▸ **Task prompt**:
Repeat what the lines below say, word for word, and skip every image.
## Start Supplied information
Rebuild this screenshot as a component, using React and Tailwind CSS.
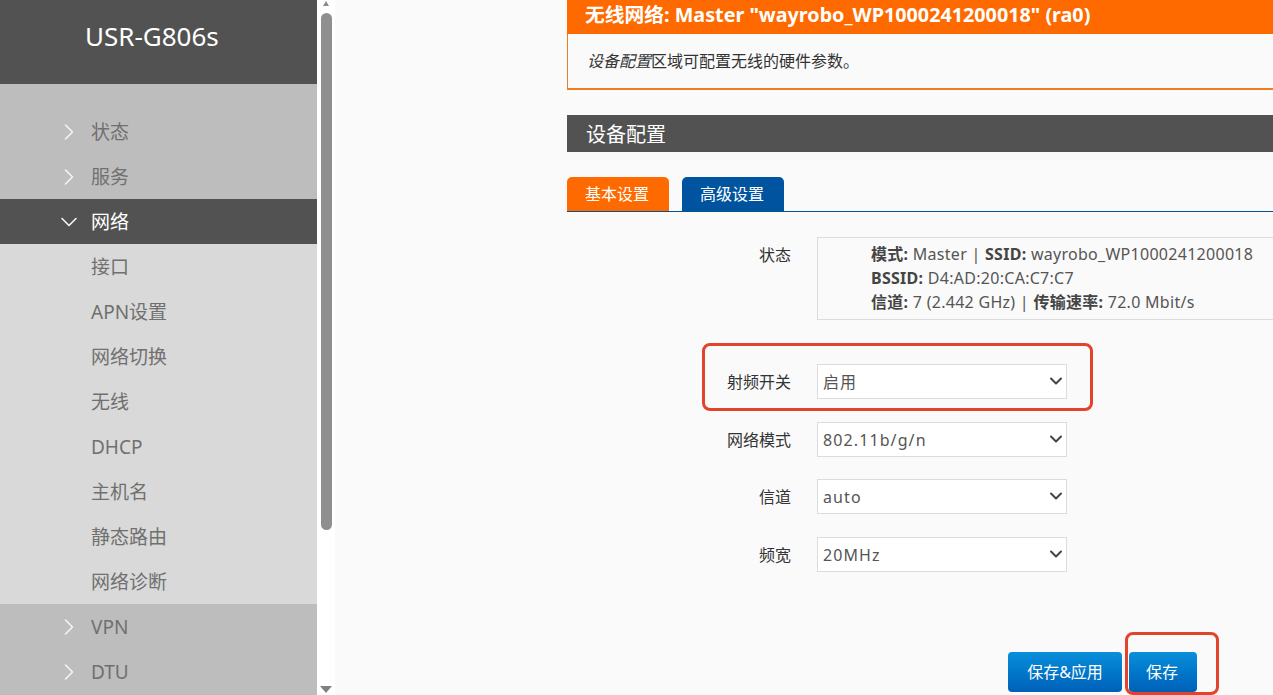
import React from 'react';
import { ChevronRight, ChevronDown } from 'lucide-react';

const groupsTop = ['状态', '服务'];
const subItems = ['接口', 'APN设置', '网络切换', '无线', 'DHCP', '主机名', '静态路由', '网络诊断'];
const groupsBottom = ['VPN', 'DTU'];

const fields = [
  { label: '射频开关', value: '启用', className: 'mt-[44px]' },
  { label: '网络模式', value: '802.11b/g/n', className: 'mt-[23px]' },
  { label: '信道', value: 'auto', className: 'mt-[22px]' },
  { label: '频宽', value: '20MHz', className: 'mt-[23px]' },
];

function MenuGroup({ label }) {
  return (
    <div className="flex h-[45px] items-center pl-[55px] pt-[2px] text-[19px] text-[#707070]">
      <ChevronRight className="-mt-[2px] h-[28px] w-[28px] text-[#f4f4f4]" strokeWidth={1.4} />
      <span className="ml-[8px]">{label}</span>
    </div>
  );
}

function SelectRow({ label, value, className }) {
  return (
    <div className={`flex items-center ${className}`}>
      <label className="w-[224px] text-right text-base text-[#333333]">{label}</label>
      <div className="relative ml-[26px] w-[250px]">
        <select
          defaultValue={value}
          className="h-[35px] w-full appearance-none border border-[#dcdcdc] bg-white pl-[5px] text-base tracking-[1.1px] text-[#555555] outline-none"
        >
          <option>{value}</option>
        </select>
        <ChevronDown className="pointer-events-none absolute right-[1px] top-[7px] h-[20px] w-[20px] text-[#444444]" strokeWidth={2.4} />
      </div>
    </div>
  );
}

export default function App() {
  return (
    <div className="flex h-[695px] w-[1273px] overflow-hidden bg-[#fafafa] font-['Noto_Sans','Noto_Sans_CJK_SC',sans-serif]">
      <aside className="flex w-[317px] shrink-0 flex-col bg-[#bdbdbd]">
        <div className="flex h-[84px] shrink-0 bg-[#525252] pl-[85px] pt-[17px] text-[26px] leading-[38px] text-white">
          USR-G806s
        </div>
        <nav className="pt-[25px]">
          {groupsTop.map((g) => (
            <MenuGroup key={g} label={g} />
          ))}
          <div className="flex h-[45px] items-center bg-[#525252] pl-[55px] pt-[2px] text-[19px] text-white">
            <ChevronDown className="-mt-[2px] h-[28px] w-[28px] text-[#f4f4f4]" strokeWidth={1.4} />
            <span className="ml-[8px]">网络</span>
          </div>
          <div className="bg-[#d9d9d9]">
            {subItems.map((s) => (
              <div key={s} className="flex h-[45px] items-center pl-[91px] pt-[2px] text-[19px] text-[#707070]">
                {s}
              </div>
            ))}
          </div>
          {groupsBottom.map((g) => (
            <MenuGroup key={g} label={g} />
          ))}
        </nav>
      </aside>

      {/* scrollbar */}
      <div className="flex w-[18px] shrink-0 flex-col items-center bg-white">
        <svg width="12" height="6" viewBox="0 0 12 6" className="shrink-0">
          <path d="M3 6 L6 1 L9 6 Z" fill="#8a8a8a" />
        </svg>
        <div className="mt-[7px] h-[517px] w-[11px] rounded-full bg-[#8f8f8f]" />
        <div className="flex-1" />
        <svg width="14" height="9" viewBox="0 0 14 9" className="mb-[1px] shrink-0">
          <path d="M1 1 H13 L7 8 Z" fill="#808080" />
        </svg>
      </div>

      <main className="relative min-w-0 flex-1 overflow-hidden pl-[232px] text-[#333333]">
        <div className="w-[800px]">
          <div className="border-b-2 border-l border-[#ee7d22]">
            <h2 className="-ml-px flex h-[34px] items-center bg-[#ff6a00] pb-[4px] pl-[18px] text-[19.75px] font-bold text-white">
              无线网络: Master "wayrobo_WP1000241200018" (ra0)
            </h2>
            <p className="flex h-[54px] items-center pl-[19px] text-base text-[#333333]">
              <em>设备配置</em>区域可配置无线的硬件参数。
            </p>
          </div>

          <h3 className="mt-[25px] flex h-[37px] items-center bg-[#525252] pl-[19px] pt-[2px] text-[20px] font-normal text-white">
            设备配置
          </h3>

          <div className="mt-[25px] flex h-[35px] gap-[13px] border-b border-[#00558f]">
            <div className="flex h-[34px] w-[102px] items-center justify-center rounded-t-[5px] bg-[#ff6a00] pr-[2px] text-base text-white">
              基本设置
            </div>
            <div className="flex h-[34px] w-[102px] items-center justify-center rounded-t-[5px] bg-[#00539f] pr-[2px] text-base text-white">
              高级设置
            </div>
          </div>

          <div className="mt-[25px] flex items-start">
            <div className="w-[224px] pt-[6px] text-right text-base">状态</div>
            <div className="ml-[26px] h-[83px] w-[500px] border border-[#dcdcdc] pl-[53px] pt-[4px] text-base leading-[24px] tracking-[0.28px] text-[#555555]">
              <div>
                <b className="text-[#444444]">模式:</b> Master | <b className="text-[#444444]">SSID:</b> wayrobo_WP1000241200018
              </div>
              <div>
                <b className="text-[#444444]">BSSID:</b> D4:AD:20:CA:C7:C7
              </div>
              <div>
                <b className="text-[#444444]">信道:</b> 7 (2.442 GHz) | <b className="text-[#444444]">传输速率:</b> 72.0 Mbit/s
              </div>
            </div>
          </div>

          {fields.map((f) => (
            <SelectRow key={f.label} {...f} />
          ))}

          <div className="mt-[80px] flex gap-[7px] pl-[441px]">
            <button className="h-[40px] w-[114px] rounded-[4px] bg-gradient-to-b from-[#0a8fdc] to-[#0060b8] text-base text-white">
              保存&amp;应用
            </button>
            <button className="h-[40px] w-[68px] rounded-[4px] bg-gradient-to-b from-[#0a8fdc] to-[#0060b8] pr-[2px] text-base text-white">
              保存
            </button>
          </div>
        </div>

        {/* red annotation boxes */}
        <div className="pointer-events-none absolute left-[367px] top-[343px] h-[68px] w-[391px] rounded-[8px] border-[3px] border-[#e2432a]" />
        <div className="pointer-events-none absolute left-[790px] top-[632px] h-[63px] w-[94px] rounded-[8px] border-[3px] border-[#e2432a]" />
      </main>
    </div>
  );
}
## End Supplied information
▸ **The response**:
Rebuild this screenshot as a component, using React and Tailwind CSS.
import React from 'react';
import { ChevronRight, ChevronDown } from 'lucide-react';

const groupsTop = ['状态', '服务'];
const subItems = ['接口', 'APN设置', '网络切换', '无线', 'DHCP', '主机名', '静态路由', '网络诊断'];
const groupsBottom = ['VPN', 'DTU'];

const fields = [
  { label: '射频开关', value: '启用', className: 'mt-[44px]' },
  { label: '网络模式', value: '802.11b/g/n', className: 'mt-[23px]' },
  { label: '信道', value: 'auto', className: 'mt-[22px]' },
  { label: '频宽', value: '20MHz', className: 'mt-[23px]' },
];

function MenuGroup({ label }) {
  return (
    <div className="flex h-[45px] items-center pl-[55px] pt-[2px] text-[19px] text-[#707070]">
      <ChevronRight className="-mt-[2px] h-[28px] w-[28px] text-[#f4f4f4]" strokeWidth={1.4} />
      <span className="ml-[8px]">{label}</span>
    </div>
  );
}

function SelectRow({ label, value, className }) {
  return (
    <div className={`flex items-center ${className}`}>
      <label className="w-[224px] text-right text-base text-[#333333]">{label}</label>
      <div className="relative ml-[26px] w-[250px]">
        <select
          defaultValue={value}
          className="h-[35px] w-full appearance-none border border-[#dcdcdc] bg-white pl-[5px] text-base tracking-[1.1px] text-[#555555] outline-none"
        >
          <option>{value}</option>
        </select>
        <ChevronDown className="pointer-events-none absolute right-[1px] top-[7px] h-[20px] w-[20px] text-[#444444]" strokeWidth={2.4} />
      </div>
    </div>
  );
}

export default function App() {
  return (
    <div className="flex h-[695px] w-[1273px] overflow-hidden bg-[#fafafa] font-['Noto_Sans','Noto_Sans_CJK_SC',sans-serif]">
      <aside className="flex w-[317px] shrink-0 flex-col bg-[#bdbdbd]">
        <div className="flex h-[84px] shrink-0 bg-[#525252] pl-[85px] pt-[17px] text-[26px] leading-[38px] text-white">
          USR-G806s
        </div>
        <nav className="pt-[25px]">
          {groupsTop.map((g) => (
            <MenuGroup key={g} label={g} />
          ))}
          <div className="flex h-[45px] items-center bg-[#525252] pl-[55px] pt-[2px] text-[19px] text-white">
            <ChevronDown className="-mt-[2px] h-[28px] w-[28px] text-[#f4f4f4]" strokeWidth={1.4} />
            <span className="ml-[8px]">网络</span>
          </div>
          <div className="bg-[#d9d9d9]">
            {subItems.map((s) => (
              <div key={s} className="flex h-[45px] items-center pl-[91px] pt-[2px] text-[19px] text-[#707070]">
                {s}
              </div>
            ))}
          </div>
          {groupsBottom.map((g) => (
            <MenuGroup key={g} label={g} />
          ))}
        </nav>
      </aside>

      {/* scrollbar */}
      <div className="flex w-[18px] shrink-0 flex-col items-center bg-white">
        <svg width="12" height="6" viewBox="0 0 12 6" className="shrink-0">
          <path d="M3 6 L6 1 L9 6 Z" fill="#8a8a8a" />
        </svg>
        <div className="mt-[7px] h-[517px] w-[11px] rounded-full bg-[#8f8f8f]" />
        <div className="flex-1" />
        <svg width="14" height="9" viewBox="0 0 14 9" className="mb-[1px] shrink-0">
          <path d="M1 1 H13 L7 8 Z" fill="#808080" />
        </svg>
      </div>

      <main className="relative min-w-0 flex-1 overflow-hidden pl-[232px] text-[#333333]">
        <div className="w-[800px]">
          <div className="border-b-2 border-l border-[#ee7d22]">
            <h2 className="-ml-px flex h-[34px] items-center bg-[#ff6a00] pb-[4px] pl-[18px] text-[19.75px] font-bold text-white">
              无线网络: Master "wayrobo_WP1000241200018" (ra0)
            </h2>
            <p className="flex h-[54px] items-center pl-[19px] text-base text-[#333333]">
              <em>设备配置</em>区域可配置无线的硬件参数。
            </p>
          </div>

          <h3 className="mt-[25px] flex h-[37px] items-center bg-[#525252] pl-[19px] pt-[2px] text-[20px] font-normal text-white">
            设备配置
          </h3>

          <div className="mt-[25px] flex h-[35px] gap-[13px] border-b border-[#00558f]">
            <div className="flex h-[34px] w-[102px] items-center justify-center rounded-t-[5px] bg-[#ff6a00] pr-[2px] text-base text-white">
              基本设置
            </div>
            <div className="flex h-[34px] w-[102px] items-center justify-center rounded-t-[5px] bg-[#00539f] pr-[2px] text-base text-white">
              高级设置
            </div>
          </div>

          <div className="mt-[25px] flex items-start">
            <div className="w-[224px] pt-[6px] text-right text-base">状态</div>
            <div className="ml-[26px] h-[83px] w-[500px] border border-[#dcdcdc] pl-[53px] pt-[4px] text-base leading-[24px] tracking-[0.28px] text-[#555555]">
              <div>
                <b className="text-[#444444]">模式:</b> Master | <b className="text-[#444444]">SSID:</b> wayrobo_WP1000241200018
              </div>
              <div>
                <b className="text-[#444444]">BSSID:</b> D4:AD:20:CA:C7:C7
              </div>
              <div>
                <b className="text-[#444444]">信道:</b> 7 (2.442 GHz) | <b className="text-[#444444]">传输速率:</b> 72.0 Mbit/s
              </div>
            </div>
          </div>

          {fields.map((f) => (
            <SelectRow key={f.label} {...f} />
          ))}

          <div className="mt-[80px] flex gap-[7px] pl-[441px]">
            <button className="h-[40px] w-[114px] rounded-[4px] bg-gradient-to-b from-[#0a8fdc] to-[#0060b8] text-base text-white">
              保存&amp;应用
            </button>
            <button className="h-[40px] w-[68px] rounded-[4px] bg-gradient-to-b from-[#0a8fdc] to-[#0060b8] pr-[2px] text-base text-white">
              保存
            </button>
          </div>
        </div>

        {/* red annotation boxes */}
        <div className="pointer-events-none absolute left-[367px] top-[343px] h-[68px] w-[391px] rounded-[8px] border-[3px] border-[#e2432a]" />
        <div className="pointer-events-none absolute left-[790px] top-[632px] h-[63px] w-[94px] rounded-[8px] border-[3px] border-[#e2432a]" />
      </main>
    </div>
  );
}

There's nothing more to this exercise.